Internationale Erfahrung
Die 24-Jährige ist eine von insgesamt sechs Spielerinnen, die derzeit im Ausland spielen oder früher gespielt haben. Das ist ein wichtiger Faktor bei der Jagd nach Edelmetall, zumal auch die Mehrheit der in der Bundesliga beschäftigten WM-Fahrerinnen mit ihren Vereinen mittlerweile regelmäßig in der Champions League oder European League spielen.
«Ich hoffe, dass wir immer stärker von der Erfahrung profitieren, die wir seit einigen Jahren gesammelt haben», sagte Co-Kapitänin Emily Bölk.
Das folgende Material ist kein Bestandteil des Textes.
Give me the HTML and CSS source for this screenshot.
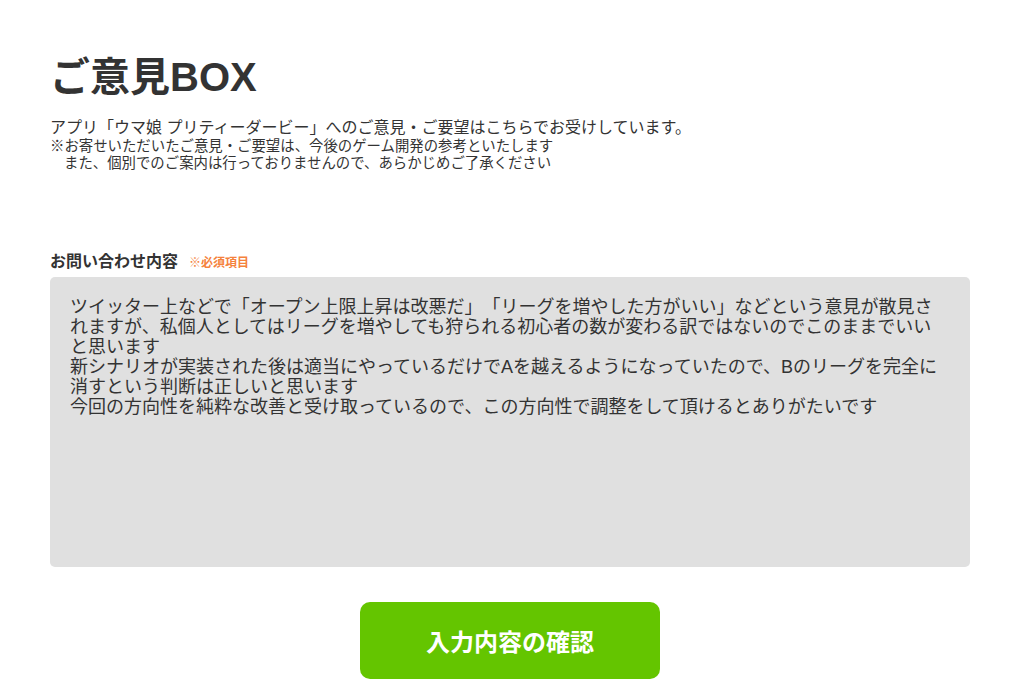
FILE: index.html
```html
<!DOCTYPE html>
<html lang="ja">
<head>
    <meta charset="UTF-8">
    <meta name="viewport" content="width=device-width, initial-scale=1.0">
    <title>ご意見BOX</title>
    <link rel="stylesheet" href="styles.css">
</head>
<body>
    <main class="page">
        <h1 class="title">ご意見BOX</h1>
        <p class="lead">アプリ「ウマ娘 プリティーダービー」へのご意見・ご要望はこちらでお受けしています。</p>
        <p class="note">
            ※お寄せいただいたご意見・ご要望は、今後のゲーム開発の参考といたします<br>
            <span class="note-indent">また、個別でのご案内は行っておりませんので、あらかじめご了承ください</span>
        </p>

        <form class="form" onsubmit="return false;">
            <div class="field">
                <label class="label" for="opinion">お問い合わせ内容<span class="required">※必須項目</span></label>
                <textarea class="textarea" id="opinion" name="opinion">ツイッター上などで「オープン上限上昇は改悪だ」「リーグを増やした方がいい」などという意見が散見されますが、私個人としてはリーグを増やしても狩られる初心者の数が変わる訳ではないのでこのままでいいと思います
新シナリオが実装された後は適当にやっているだけでAを越えるようになっていたので、Bのリーグを完全に消すという判断は正しいと思います
今回の方向性を純粋な改善と受け取っているので、この方向性で調整をして頂けるとありがたいです</textarea>
            </div>
            <div class="actions">
                <button class="submit" type="submit">入力内容の確認</button>
            </div>
        </form>
    </main>
</body>
</html>
```

FILE: styles.css
```css
body {
    margin: 0;
    background: #fff;
    color: #333;
    font-family: "Liberation Sans", "Noto Sans CJK JP", sans-serif;
    text-spacing-trim: space-all;
}
.page {
    width: 920px;
    padding: 53px 0 0 50px;
}
.title {
    margin: 0;
    font-size: 40px;
    line-height: 48px;
    font-weight: bold;
}
.lead {
    margin: 17px 0 0;
    font-size: 16px;
    line-height: 20px;
}
.note {
    margin: 0;
    font-size: 14.4px;
    line-height: 17px;
}
.note-indent {
    padding-left: 14px;
}
.form {
    margin-top: 80px;
}
.field {
    display: flex;
    flex-direction: column;
    gap: 4px;
}
.label {
    display: flex;
    align-items: baseline;
    gap: 11px;
    font-size: 16px;
    line-height: 20px;
    font-weight: bold;
}
.required {
    font-size: 12px;
    color: #f5823c;
}
.textarea {
    box-sizing: border-box;
    width: 920px;
    height: 290px;
    margin: 0;
    padding: 20px 30px 20px 20px;
    border: none;
    border-radius: 5px;
    background: #e0e0e0;
    color: #333;
    font-family: "Liberation Sans", "Noto Sans CJK JP", sans-serif;
    font-size: 18px;
    line-height: 20px;
    text-spacing-trim: space-all;
    resize: none;
    outline: none;
}
.actions {
    display: flex;
    justify-content: center;
    margin-top: 35px;
}
.submit {
    width: 300px;
    height: 77px;
    border: none;
    border-radius: 10px;
    background: #64c500;
    color: #fff;
    font-family: "Liberation Sans", "Noto Sans CJK JP", sans-serif;
    font-size: 24px;
    font-weight: bold;
    cursor: pointer;
}
```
Die Rückraumspielerin vom ungarischen Topclub Ferencvaros Budapest, deren Mutter Andrea 1993 beim bisher einzigen deutschen WM-Triumph dabei war, gehört trotz ihrer erst 25 Jahre zu den routinierten Stützen im DHB-Team. «Ich sehe mich als Führungsspielerin, aber Last auf meinen Schultern spüre ich nicht», sagte Bölk zu ihrer Rolle.
Auch sie fiebert den WM-Tagen zuversichtlich entgegen. «Ich habe das Gefühl, dass wir uns enorm weiterentwickelt haben. Wir sind im Angriff und in der Abwehr wesentlich variabler geworden», sagte Bölk. Doch auch sie weiß: «Um bei solch einem Turnier mit den Top-Nationen mithalten zu können, braucht man einen qualitativ hochwertigen Kader, in dem alle Spielerinnen gesund bleiben. Und natürlich auch etwas Glück.»
Favoriten sind andere – allen voran Titelverteidiger und Europameister Norwegen, Olympiasieger Frankreich und der EM-Zweite Dänemark. Der Vorfreude im deutschen Team tut das aber keinen Abbruch. «Die Stimmung ist super, alle sind gut drauf», berichtete Filter. Nicht nur deshalb steht für DHB-Boss Michelmann fest: «Wir haben gute Voraussetzungen, um aus dem aktuellen Kader das Maximum herauszuholen.»